The present Inn at the Silver Bay Association was built by Silas Paine in 1898, occupied in 1899 and run for three years as a private enterprise, before a Mr. Wishard prevailed on Paine to devote the Inn to use by Christian conferences organized by the YMCA. In 1904, Paine sold the Inn and grounds to the YMCA for $70,000 (then a $125,000 value). In 1910 various boys organizations banded together to form the Boy Scouts of America at a Council Ring on the property. A private boy's school was run at the Silver Bay Association4 from 1918-1934, during which time many of the small cottages were constructed. The S.B.A. (as it is called) is a bustling place for summer conferences and recently it added a modern dining hall with hopes of expanding into a four-season center.

In 1887 Sam Ackerman discovered the mineral graphite in the Town of Hague. The mine, an open pit, was active only in the summer, with the graphite hauled to a processing plant in the winter because it was easier for a horse-drawn sleigh to move it over ice and snow. The area of the mines came to be known as Graphite and it had its own church, school, store, three saloons, and a Post Office, which was in service from 1890 to 1921, the year the mines closed.

In 1880 a water sports club was formed. First called the Hague Rowing Club and later called the Lake George Regatta Association, it was organized for rowing races. When motor boats became popular speed boat races were held in Hague Bay from Island Harbor to Arcady. At Friends Point, the Northern Lake George Yacht Club now holds regular sailboat races for various classes plus running a youth waterfront and sailing program.

In 1906, Col. William Mann, quite a prankster, made a 30 lb. wooden fish to tease Harry Watrous about his inability to catch fish. In retaliation, Watrous created a “Lake George monster" (George) from wood and insulators. It was rigged on a rope pulley so Watrous could pull it up to emerge from the lake depths to scare people, especially Col. Mann.
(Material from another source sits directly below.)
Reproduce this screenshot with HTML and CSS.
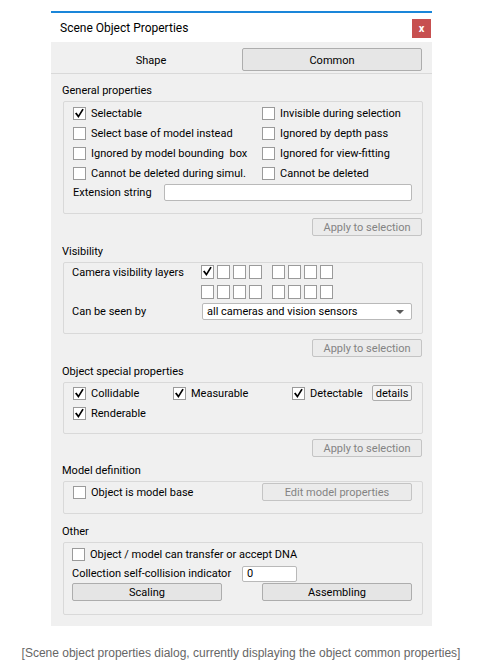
FILE: index.html
```html
<!DOCTYPE html>
<html>
<head>
<meta charset="utf-8">
<link rel="stylesheet" href="styles.css">
</head>
<body>
<div class="dialog">
  <div class="titlebar">
    <span class="title">Scene Object Properties</span>
    <span class="close">x</span>
  </div>
  <div class="body">
    <div class="tabs">
      <div class="tab">Shape</div>
      <div class="tab active">Common</div>
    </div>
    <div class="content">
      <div class="glabel first">General properties</div>
      <div class="group g-general">
        <div class="grid2">
          <label class="cb"><span class="box checked"><svg viewBox="0 0 13 13"><path d="M3.2 6.6 L5.4 9.6 L9.6 2.8"/></svg></span>Selectable</label>
          <label class="cb"><span class="box"></span>Invisible during selection</label>
          <label class="cb"><span class="box"></span>Select base of model instead</label>
          <label class="cb"><span class="box"></span>Ignored by depth pass</label>
          <label class="cb"><span class="box"></span>Ignored by model bounding&nbsp; box</label>
          <label class="cb"><span class="box"></span>Ignored for view-fitting</label>
          <label class="cb"><span class="box"></span>Cannot be deleted during simul.</label>
          <label class="cb"><span class="box"></span>Cannot be deleted</label>
        </div>
        <div class="row ext">
          <span class="lbl w-ext">Extension string</span>
          <span class="input ext-input"></span>
        </div>
      </div>
      <div class="applyrow a1"><span class="btn disabled apply">Apply to selection</span></div>

      <div class="glabel l-vis">Visibility</div>
      <div class="group g-vis">
        <div class="row vrow1">
          <span class="lbl w-vis">Camera visibility layers</span>
          <span class="layers">
            <span class="lgrp"><span class="box checked"><svg viewBox="0 0 13 13"><path d="M3.2 6.6 L5.4 9.6 L9.6 2.8"/></svg></span><span class="box"></span><span class="box"></span><span class="box"></span></span>
            <span class="lgrp"><span class="box"></span><span class="box"></span><span class="box"></span><span class="box"></span></span>
          </span>
        </div>
        <div class="row vrow2">
          <span class="lbl w-vis"></span>
          <span class="layers">
            <span class="lgrp"><span class="box"></span><span class="box"></span><span class="box"></span><span class="box"></span></span>
            <span class="lgrp"><span class="box"></span><span class="box"></span><span class="box"></span><span class="box"></span></span>
          </span>
        </div>
        <div class="row combo-row">
          <span class="lbl w-vis2">Can be seen by</span>
          <span class="combo">all cameras and vision sensors<span class="arrow"></span></span>
        </div>
      </div>
      <div class="applyrow a2"><span class="btn disabled apply">Apply to selection</span></div>

      <div class="glabel l-special">Object special properties</div>
      <div class="group g-special">
        <div class="row">
          <label class="cb c-coll"><span class="box checked"><svg viewBox="0 0 13 13"><path d="M3.2 6.6 L5.4 9.6 L9.6 2.8"/></svg></span>Collidable</label>
          <label class="cb c-meas"><span class="box checked"><svg viewBox="0 0 13 13"><path d="M3.2 6.6 L5.4 9.6 L9.6 2.8"/></svg></span>Measurable</label>
          <label class="cb c-det"><span class="box checked"><svg viewBox="0 0 13 13"><path d="M3.2 6.6 L5.4 9.6 L9.6 2.8"/></svg></span>Detectable</label>
          <span class="btn details">details</span>
        </div>
        <div class="row">
          <label class="cb"><span class="box checked"><svg viewBox="0 0 13 13"><path d="M3.2 6.6 L5.4 9.6 L9.6 2.8"/></svg></span>Renderable</label>
        </div>
      </div>
      <div class="applyrow a3"><span class="btn disabled apply">Apply to selection</span></div>

      <div class="glabel l-model">Model definition</div>
      <div class="group g-model">
        <div class="row">
          <label class="cb c-half"><span class="box"></span>Object is model base</label>
          <span class="btn disabled wide">Edit model properties</span>
        </div>
      </div>

      <div class="glabel l-other">Other</div>
      <div class="group g-other">
        <div class="row">
          <label class="cb"><span class="box"></span>Object / model can transfer or accept DNA</label>
        </div>
        <div class="row r19">
          <span class="lbl w-coll">Collection self-collision indicator</span>
          <span class="input num">0</span>
        </div>
        <div class="row r18 btnrow">
          <span class="btn wide">Scaling</span>
          <span class="btn wide">Assembling</span>
        </div>
      </div>
    </div>
  </div>
</div>
<p class="caption">[Scene object properties dialog, currently displaying the object common properties]</p>
</body>
</html>
```

FILE: styles.css
```css
html, body {
  margin: 0;
  padding: 0;
  background: #ffffff;
}
body {
  padding-top: 11px;
  font-family: Roboto, "Noto Sans", "Liberation Sans", sans-serif;
  font-size: 11px;
  color: #000;
}
.dialog {
  margin-left: 51px;
  width: 381px;
  border-top: 2px solid #1a86d9;
}
.titlebar {
  height: 29px;
  background: #ffffff;
  display: flex;
  align-items: center;
  justify-content: space-between;
  padding-left: 9px;
  padding-right: 1px;
}
.title {
  font-size: 12px;
  margin-top: 1px;
}
.close {
  width: 19px;
  height: 19px;
  background: #c75050;
  color: #fff;
  font-weight: bold;
  font-size: 11px;
  display: flex;
  align-items: center;
  justify-content: center;
  line-height: 1;
  margin-top: 2px;
}
.body {
  background: #f0f0f0;
  padding-bottom: 11px;
}
.tabs {
  display: flex;
  padding: 6px 10px 0 10px;
  height: 25px;
  border-bottom: 1px solid #d9d9d9;
  box-sizing: content-box;
}
.tab {
  width: 180px;
  height: 23px;
  padding-top: 1px;
  display: flex;
  align-items: center;
  justify-content: center;
  box-sizing: border-box;
}
.tab.active {
  border: 1px solid #adadad;
  border-radius: 2px;
  background: #e6e6e6;
  margin-left: 1px;
}
.content {
  padding: 0 9px 0 11px;
}
.glabel {
  height: 14px;
  line-height: 14px;
  margin-bottom: 3px;
}
.glabel.first { margin-top: 10px; }
.l-vis { margin-top: 9px; }
.l-special { margin-top: 8px; }
.l-model { margin-top: 7px; }
.l-other { margin-top: 11px; }

.group {
  border: 1px solid #d9d9d9;
  border-radius: 2px;
  margin-left: 1px;
  padding-left: 9px;
  padding-right: 10px;
  box-sizing: border-box;
}
.g-general { padding-top: 1px; height: 113px; }
.g-vis { padding-top: 0; padding-left: 8px; height: 72px; }
.g-special { padding-top: 0; height: 52px; }
.g-model { padding-top: 0; height: 33px; }
.g-other { padding-top: 1px; padding-left: 8px; height: 73px; }

.grid2 {
  display: grid;
  grid-template-columns: 189px 1fr;
  grid-auto-rows: 20px;
}
.row {
  height: 20px;
  display: flex;
  align-items: center;
}
.row.r19 { height: 19px; }
.row.r18 { height: 18px; }
.cb {
  display: flex;
  align-items: center;
  height: 20px;
  white-space: nowrap;
}
.box {
  width: 13px;
  height: 13px;
  box-sizing: border-box;
  border: 1px solid #9a9a9a;
  background: #ffffff;
  display: inline-block;
  flex: none;
  margin-right: 5px;
}
.box svg {
  width: 13px;
  height: 13px;
  margin: -1px 0 0 -1px;
  display: block;
}
.box svg path {
  fill: none;
  stroke: #000;
  stroke-width: 1.7;
  stroke-linecap: square;
}
.lbl { white-space: nowrap; }
.w-ext { width: 91px; }
.w-vis { width: 129px; }
.w-vis2 { width: 130px; }
.w-coll { width: 170px; }
.input {
  height: 17px;
  box-sizing: border-box;
  border: 1px solid #b9b9b9;
  border-radius: 2px;
  background: #fff;
  display: flex;
  align-items: center;
  padding-left: 4px;
}
.ext-input { width: 249px; }
.row.ext { height: 18px; }
.num { width: 55px; height: 16px; }
.vrow1 { height: 16px; margin-top: 1px; }
.vrow2 { height: 16px; margin-top: 4px; }
.layers {
  display: flex;
  gap: 10px;
}
.lgrp {
  display: flex;
  gap: 3px;
}
.lgrp .box { margin-right: 0; width: 13px; height: 14px; }
.combo-row { height: 17px; margin-top: 3px; }
.combo {
  width: 210px;
  height: 17px;
  box-sizing: border-box;
  border: 1px solid #b9b9b9;
  border-radius: 2px;
  background: #fff;
  display: flex;
  align-items: center;
  padding-left: 4px;
  position: relative;
}
.arrow {
  position: absolute;
  right: 7px;
  top: 6px;
  width: 0;
  height: 0;
  border-left: 4px solid transparent;
  border-right: 4px solid transparent;
  border-top: 4px solid #5a5a5a;
}
.btn {
  height: 18px;
  box-sizing: border-box;
  border: 1px solid #adadad;
  border-radius: 2px;
  background: #e5e5e5;
  display: inline-flex;
  align-items: center;
  justify-content: center;
  white-space: nowrap;
}
.btn.disabled {
  color: #838383;
  border-color: #c4c4c4;
  background: #ebebeb;
}
.applyrow {
  display: flex;
  justify-content: flex-end;
  padding-right: 1px;
}
.a1 { margin-top: 4px; }
.a2 { margin-top: 5px; }
.a3 { margin-top: 5px; }
.apply { width: 110px; }
.c-coll { width: 100px; }
.c-meas { width: 119px; }
.c-det { width: 80px; }
.details {
  width: 40px;
  height: 16px;
  background: #f4f4f4;
}
.c-half { width: 189px; }
.wide { width: 150px; }
.btnrow { gap: 40px; }
.caption {
  margin: 20px 0 0 0;
  text-align: center;
  font-family: "Liberation Sans", Arial, sans-serif;
  font-size: 12px;
  line-height: 14px;
  color: #666;
}
```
In 1947, the Hague Volunteer Fire Department organized and was chartered the next year. The Department was located where a laundromat5 is located now and it started with a Jeep which towed a 200-gallon tank on a trailer. Robert Hoyt, the first chief, was instrumental in getting the building constructed to house updated equipment in 1954, the same year that an ambulance squad was formed. The Fire Police were organized in 1957. A fire department sub-station at Silver Bay provides quick response to emergencies in that area.

The town of Hague occupies approximately 80 square miles and boasts a population of under 1,000. It is served by four churches: The Wesleyan Methodist (1879), Grace Memorial Chapel (1885), Baptist (1912), and Blessed Sacrament - Catholic (1924).

For more details on the History of the Town of Hague on Lake George, visit The History of Hague compiled by Bruce DeLarm.

Footnotes

  1. The often-told story of how Robert Rogers escaped from the Indians who chased him to the summit of Rogers Rock is part of Hague’s folklore. Rogers is supposed to have slid down the snow-covered rock slide located at Rogers Rock State Park and Campsite. Oddly, Robert Rogers didn’t record his daring feat in his diary. Nor has any mention of it been documented elsewhere to substantiate it. This leader of Rogers’ Rangers did, most likely, slide his supply sack down the bare rock face where today, rock climbers can be seen in the summers hanging on to their ropes to ascend to the top. From the bottom of the Lake’s edge, Robert Rogers did in fact, walk to safety southward on the frozen water towards Fort Edward. The Indians didn’t pursue him further. The story tells that when the Indians saw him walking on the ice uninjured, they thought they had been chasing a devil, and let him go.
  2. The Beachside burned and was razed in 1991 by Hague’s David DeFranco. Only an empty lot marks the place where it stood, first as Garfield’s, then as The Phoenix and then as The Beachside with its famed Burgey’s Cave in the basement and sun porch for breakfast with a view of the beach.
  3. First called Hotel Uncas and then Uncas Inn, Silver Bay Lodge is the Northern Lake George Resort owned and operated by the Martucci Family. First built in 1896, the main lodge resides on the original footprint of 1896. By the early 1900’s, Uncas had the longest steamship dock on Lake George. The underwater cribbing can still be seen.
  4. Silver Bay Association is in 2013 named Silver Bay YMCA of the Adirondacks. It is just north on 9N of the former Silver Bay Lodge now called Martucci’s Northern Lake George Resort. It has become an all season conference center and leadership forum.
  5. The laundromat existed where Alison Craig’s Realty is located today on Graphite Mt. Road aka Route 8. It was owned and operated by Keith and Nancy DeLarm. Before that, it was the DeLarm Dairy.